同様に、これから建設される「渋谷スクランブルスクエア」中央棟及び西棟の接地階でもどの様なヴォイド・インフラを構築しえるのか、デザインアーキテクトの関わりを見守ってゆくことになるが、そこでの主題はあくまで谷底底部への自覚的問題意識とその解放なのである。
駅舎接地階のスキマを通して渋谷を見通す、都市を見透す。生来の渋谷の谷底地形がたとえ「トリミング」された状態としてもスキマから窺う見透しの利いた視線の計画は渋谷のアイデンティティには不可欠な「アーバンデザイン」となるもので、それは決定的な渋谷の体験を形成するものとなる。
こんな重大なテーマをJRはどこまで認識しているのか。
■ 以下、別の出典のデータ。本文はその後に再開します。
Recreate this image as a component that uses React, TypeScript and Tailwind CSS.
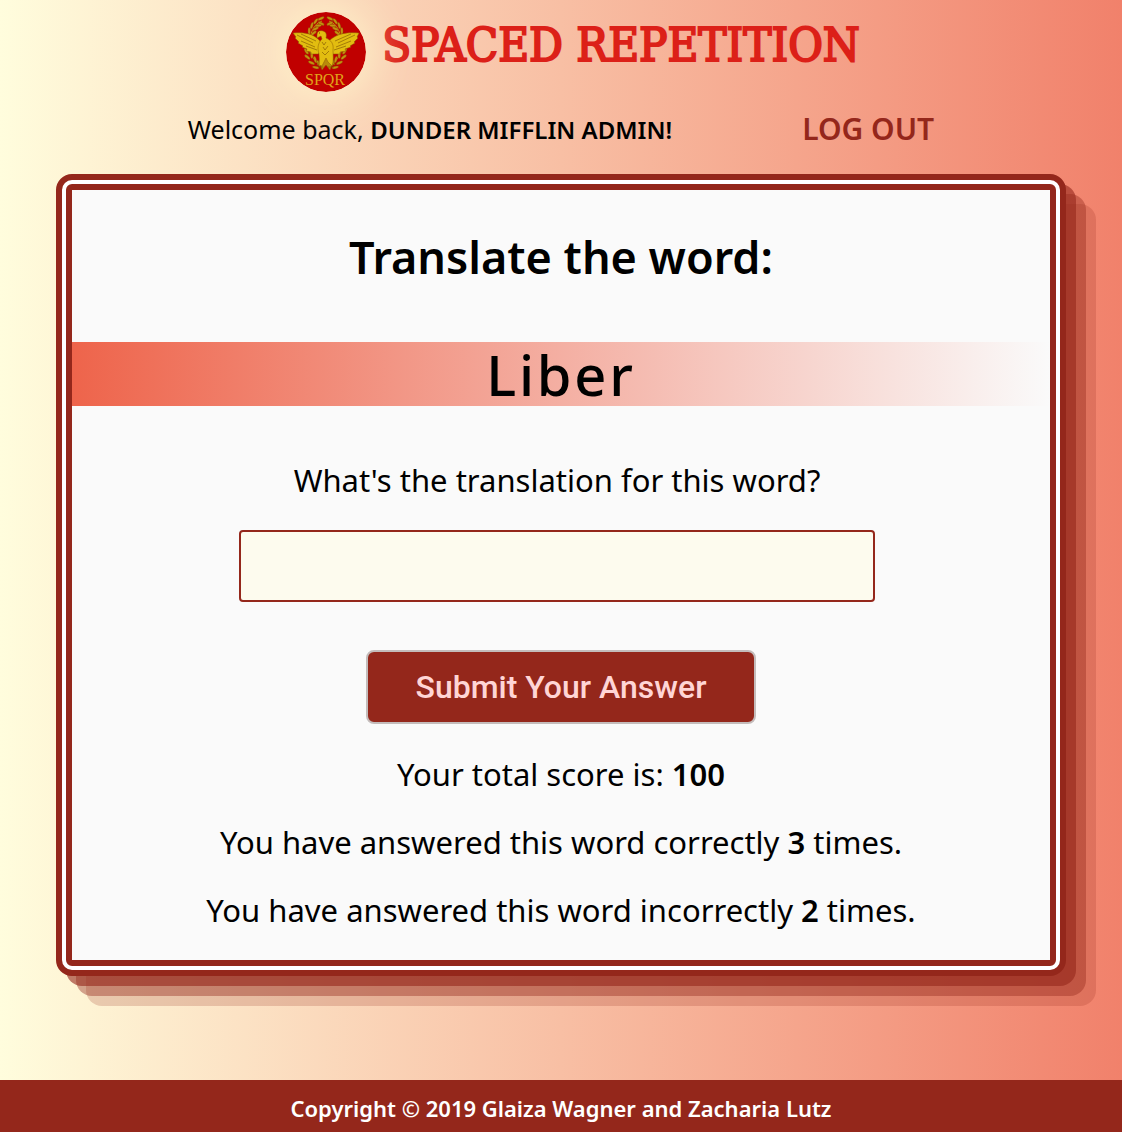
import React from "react";

const leaves = [
  [34, 9, 180], [30, 12, 150], [27, 16, 130], [25, 21, 115], [23, 40, 80],
  [24, 45, 65], [28, 50, 50], [32, 54, 35],
];

function Leaf({ x, y, r }: { x: number; y: number; r: number }) {
  return (
    <g transform={`translate(${x} ${y}) rotate(${r})`}>
      <ellipse cx="-2" cy="-1.8" rx="3.4" ry="1.3" transform="rotate(25)" />
      <ellipse cx="-2" cy="1.8" rx="3.4" ry="1.3" transform="rotate(-25)" />
    </g>
  );
}

function Laurel() {
  return (
    <g fill="#c4930f" stroke="#7a3a06" strokeWidth="0.3">
      <path d="M36 9C28 12 24 20 24 31C24 43 28 50 36 54" fill="none" stroke="#c9930f" strokeWidth="1" />
      {leaves.map(([x, y, r]) => (
        <Leaf key={y} x={x} y={y} r={r} />
      ))}
    </g>
  );
}

function Logo() {
  return (
    <svg viewBox="0 0 80 80" role="img" aria-label="SPQR eagle" className="relative z-10 size-20 shrink-0 rounded-full shadow-[0_0_50px_#fffacd]">
      <circle cx="40" cy="40" r="40" fill="#c00000" />
      <Laurel />
      <g transform="translate(79 0) scale(-1 1)">
        <Laurel />
      </g>
      <g fill="#e2bd10" stroke="#8a5a05" strokeWidth="0.5" strokeLinejoin="round">
        <path d="M34 29C27 21 17 20 7 21L10 25L9 26L13 30L12 31L17 34L16 35L21 37L20 39L25 40L25 42L32 42L37 38Z" />
        <path d="M43 29C51 21 62 20 73 21L71 25L72 26L68 30L69 31L64 34L65 35L59 37L60 39L54 40L54 42L47 42L42 38Z" />
        <path d="M35 44L31 53L34 52L36 58L40 53L44 58L46 52L49 53L45 44Z" fill="#b98a0c" />
        <path d="M31 23C31 19 34 18 37 19C40 20 41 22 40 26C45 28 48 32 47 38C47 43 48 49 46 54L42 50L40 46L36 54L33 53C34 49 33 46 33 42C31 36 32 31 36 27L35 24L31 26Z" />
      </g>
      <g fill="none" stroke="#7a5004" strokeWidth="0.6">
        <path d="M11 23L27 31M15 22L30 29M15 29L29 35M20 34L31 38M69 23L52 31M65 22L49 29M65 29L50 35M60 34L48 38" />
        <path d="M36 30L38 33L40 30M37 35L39 38L42 34M36 40L39 43L43 39M32 55H37M42 55H48" />
        <path d="M33 21H34" strokeWidth="1" />
      </g>
      <text x="39" y="73" textAnchor="middle" fontFamily="Liberation Serif, serif" fontSize="16" fill="#e0a21a">
        SPQR
      </text>
    </svg>
  );
}

export default function App() {
  return (
    <div className="flex min-h-screen flex-col bg-linear-to-r/srgb from-[#fffddd] to-[#f1816b] font-['Noto_Sans',sans-serif] text-black">
      <header className="pt-3">
        <div className="flex items-start justify-center gap-4 pl-6">
          <Logo />
          <h1 className="font-['DejaVu_Serif_Condensed','DejaVu_Serif',serif] text-[47px] leading-[66px] text-[#dc2018] [-webkit-text-stroke:2px_#dc2018]">SPACED REPETITION</h1>
        </div>
        <nav className="flex items-center justify-center gap-[130px] pt-3">
          <p className="text-[25px] leading-[50px]">
            Welcome back, <strong className="text-2xl leading-6 font-semibold">DUNDER MIFFLIN ADMIN!</strong>
          </p>
          <a href="#logout" className="text-3xl leading-[50px] font-semibold text-[#94271b]">LOG OUT</a>
        </nav>
      </header>

      <main className="mx-14 mt-5 mb-26 rounded-2xl border-6 border-[#94271b] bg-white p-1 text-center shadow-[10px_10px_0_rgba(148,39,27,0.6),20px_20px_0_rgba(148,39,27,0.4),30px_30px_0_rgba(148,39,27,0.2)]">
        <div className="rounded-md border-6 border-[#94271b] bg-[#fafafa] pt-8 pb-[18px]">
          <h2 className="text-[45px] leading-[70px] font-semibold">Translate the word:</h2>
          <p className="mt-[50px] bg-linear-to-r/srgb from-[#ee644b] to-[#fafafa] text-[56px] leading-16 font-medium tracking-wider">Liber</p>
          <form className="flex flex-col items-center" onSubmit={(e) => e.preventDefault()}>
            <label htmlFor="answer" className="mt-12 pr-2 text-[31px] leading-[52px]">What's the translation for this word?</label>
            <input
              id="answer"
              type="text"
              className="mt-6 mr-2 h-18 w-[65%] rounded border-2 border-[#94271b] bg-[#fdfbee] px-4 text-3xl"
            />
            <button type="submit" className="mt-12 h-[74px] rounded-lg border-2 border-[#c4bcbb] bg-[#94271b] px-12 font-[Roboto,sans-serif] text-[32px] font-medium text-[#ffd5d5]">
              Submit Your Answer
            </button>
          </form>
          <div className="mt-[18px] text-[31px] leading-[64px]">
            <p>Your total score is: <strong className="font-semibold">100</strong></p>
            <p className="mt-1">You have answered this word correctly <strong className="font-semibold">3</strong> times.</p>
            <p className="mt-1">You have answered this word incorrectly <strong className="font-semibold">2</strong> times.</p>
          </div>
        </div>
      </main>

      <footer className="mt-auto bg-[#94271b] pt-2.5 pb-1.5 text-center text-[22px] leading-9 font-semibold text-white">
        Copyright © 2019 Glaiza Wagner and Zacharia Lutz
      </footer>
    </div>
  );
}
2Fのホームの整えや、3Fに集中する改札から再開発他施設への接続には極めて熱心だが肝心な駅舎と地上での接続意識は薄い。もっともこの問題は上位な計画意志決定機関であるデザイン会議(座長内藤廣)の見識にかかってくるべきものになるのだが。
私は渋谷再開発で特に問題だと強く感じてきたのは「デザイン会議」自体が極めて渋谷の谷底底部の地形の貴重な都市資源としての認識の低さであり、更にはそれを活かすアメニティデザインへの志向が欠如していることだ。この問題は渋谷の再生と共に再開発が取組むべき地形・地勢の再生なのである。(唯一の例外が「渋谷ストリーム」の接地部での渋谷川及びそれに面する建物裏側のエイジングした壁面の様相を借景にリバーサイドの小路と店舗が共振する谷底底部の地上性には渋谷再開発唯一のカオス感が漂っている)
こうした渋谷の地上性や接地性を全く欠く再開発はまさに地に足がつかない計画展開となっているのではないか。地に足がつかない都市再開発が示すものはなにか。
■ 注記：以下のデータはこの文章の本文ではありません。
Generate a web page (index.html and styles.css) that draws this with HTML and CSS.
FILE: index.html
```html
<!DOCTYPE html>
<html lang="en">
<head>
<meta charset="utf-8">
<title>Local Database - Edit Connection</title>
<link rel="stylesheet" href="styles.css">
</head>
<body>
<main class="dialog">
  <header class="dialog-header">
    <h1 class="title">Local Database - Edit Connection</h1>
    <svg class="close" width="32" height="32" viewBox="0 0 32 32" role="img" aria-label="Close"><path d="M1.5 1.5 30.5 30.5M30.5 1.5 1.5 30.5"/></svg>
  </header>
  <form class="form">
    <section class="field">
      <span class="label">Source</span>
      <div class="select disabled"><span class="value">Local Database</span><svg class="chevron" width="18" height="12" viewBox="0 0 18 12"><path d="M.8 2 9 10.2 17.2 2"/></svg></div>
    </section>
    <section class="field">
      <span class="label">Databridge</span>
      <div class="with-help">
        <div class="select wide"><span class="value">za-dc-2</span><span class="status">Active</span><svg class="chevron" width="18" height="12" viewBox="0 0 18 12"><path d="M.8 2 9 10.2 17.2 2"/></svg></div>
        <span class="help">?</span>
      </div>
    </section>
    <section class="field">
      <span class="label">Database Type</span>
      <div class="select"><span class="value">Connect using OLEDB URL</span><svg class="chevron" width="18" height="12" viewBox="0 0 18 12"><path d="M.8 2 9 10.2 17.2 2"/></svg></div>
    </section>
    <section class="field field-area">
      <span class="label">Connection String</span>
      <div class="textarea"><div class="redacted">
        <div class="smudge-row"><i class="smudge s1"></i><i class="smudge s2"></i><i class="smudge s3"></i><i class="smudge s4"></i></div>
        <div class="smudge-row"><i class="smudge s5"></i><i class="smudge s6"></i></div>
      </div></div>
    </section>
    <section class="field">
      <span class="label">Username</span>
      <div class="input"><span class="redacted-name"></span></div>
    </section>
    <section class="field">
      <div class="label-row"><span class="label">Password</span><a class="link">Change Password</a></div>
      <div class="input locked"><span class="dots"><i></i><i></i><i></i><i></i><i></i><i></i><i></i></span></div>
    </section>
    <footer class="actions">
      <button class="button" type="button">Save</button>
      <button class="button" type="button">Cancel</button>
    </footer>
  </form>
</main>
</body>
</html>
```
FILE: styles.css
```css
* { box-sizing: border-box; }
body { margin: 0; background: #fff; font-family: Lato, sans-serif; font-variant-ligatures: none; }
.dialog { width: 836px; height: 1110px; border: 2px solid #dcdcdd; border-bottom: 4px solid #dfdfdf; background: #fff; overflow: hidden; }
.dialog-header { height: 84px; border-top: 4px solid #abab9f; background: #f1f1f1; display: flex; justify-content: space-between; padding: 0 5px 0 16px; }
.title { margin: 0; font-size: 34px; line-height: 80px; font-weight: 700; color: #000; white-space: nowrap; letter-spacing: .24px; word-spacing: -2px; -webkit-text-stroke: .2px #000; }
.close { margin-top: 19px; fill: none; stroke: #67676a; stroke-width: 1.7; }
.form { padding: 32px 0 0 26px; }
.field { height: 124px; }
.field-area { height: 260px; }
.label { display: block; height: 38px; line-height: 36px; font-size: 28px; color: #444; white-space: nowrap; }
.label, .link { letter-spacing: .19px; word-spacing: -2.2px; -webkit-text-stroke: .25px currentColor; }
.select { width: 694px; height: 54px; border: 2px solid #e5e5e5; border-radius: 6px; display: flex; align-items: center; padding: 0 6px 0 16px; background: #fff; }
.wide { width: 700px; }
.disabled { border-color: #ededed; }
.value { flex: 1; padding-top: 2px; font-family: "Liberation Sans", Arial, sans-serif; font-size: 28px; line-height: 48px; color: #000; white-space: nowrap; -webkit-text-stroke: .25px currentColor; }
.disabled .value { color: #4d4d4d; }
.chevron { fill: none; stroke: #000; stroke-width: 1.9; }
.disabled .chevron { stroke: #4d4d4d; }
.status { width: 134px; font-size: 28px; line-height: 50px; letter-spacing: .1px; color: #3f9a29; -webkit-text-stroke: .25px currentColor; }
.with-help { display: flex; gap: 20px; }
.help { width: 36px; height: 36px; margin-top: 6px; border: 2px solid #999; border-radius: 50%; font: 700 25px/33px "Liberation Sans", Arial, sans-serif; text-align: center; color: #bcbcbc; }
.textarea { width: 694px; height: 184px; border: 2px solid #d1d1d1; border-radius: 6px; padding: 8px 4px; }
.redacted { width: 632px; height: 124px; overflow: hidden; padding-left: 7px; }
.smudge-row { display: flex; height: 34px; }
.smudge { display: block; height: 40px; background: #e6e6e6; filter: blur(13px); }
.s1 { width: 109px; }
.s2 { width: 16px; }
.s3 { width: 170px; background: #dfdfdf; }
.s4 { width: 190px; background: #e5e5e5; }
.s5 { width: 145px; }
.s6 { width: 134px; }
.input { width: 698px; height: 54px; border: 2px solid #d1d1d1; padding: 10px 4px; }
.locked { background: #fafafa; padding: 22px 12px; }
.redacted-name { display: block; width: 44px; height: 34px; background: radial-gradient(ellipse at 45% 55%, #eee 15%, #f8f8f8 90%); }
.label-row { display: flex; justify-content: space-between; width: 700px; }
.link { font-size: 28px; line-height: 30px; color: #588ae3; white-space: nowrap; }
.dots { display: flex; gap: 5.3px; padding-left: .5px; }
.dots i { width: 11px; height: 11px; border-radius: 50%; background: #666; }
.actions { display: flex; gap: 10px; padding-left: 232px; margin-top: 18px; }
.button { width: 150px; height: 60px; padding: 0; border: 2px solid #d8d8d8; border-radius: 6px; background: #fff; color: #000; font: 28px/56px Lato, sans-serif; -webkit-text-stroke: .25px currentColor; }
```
建築がその地上性や接地性を欠くと、そこでの場所性は周辺のコンテキストとは縁が切れ、不明にならざるをえなく、賑わいが得られたとしてもそこには場所性は定着しない。
大地から離れ上へ上へと床を拡張させるビッグネスには到底場所性の余地は接地階以外にはありえないのである。
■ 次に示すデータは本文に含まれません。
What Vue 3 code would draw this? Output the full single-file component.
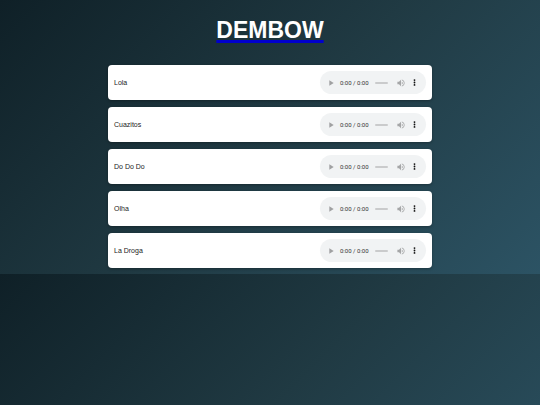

つまりは渋谷再開発は過半が地上性との関わりを欠く為、場所性の創出が極めて困難な計画となっているものなのだ。施設内のコンテンツだけで場所が生まれるかのような幻想が吹聴されるが、とても長く根付く場所性を形成するものにはなりえないのは明らかだろう。
場所性を生まない渋谷再開発が渋谷にもたらす「渋谷らしさ」とは一体なんなのか、根本的に問わねばなるまい。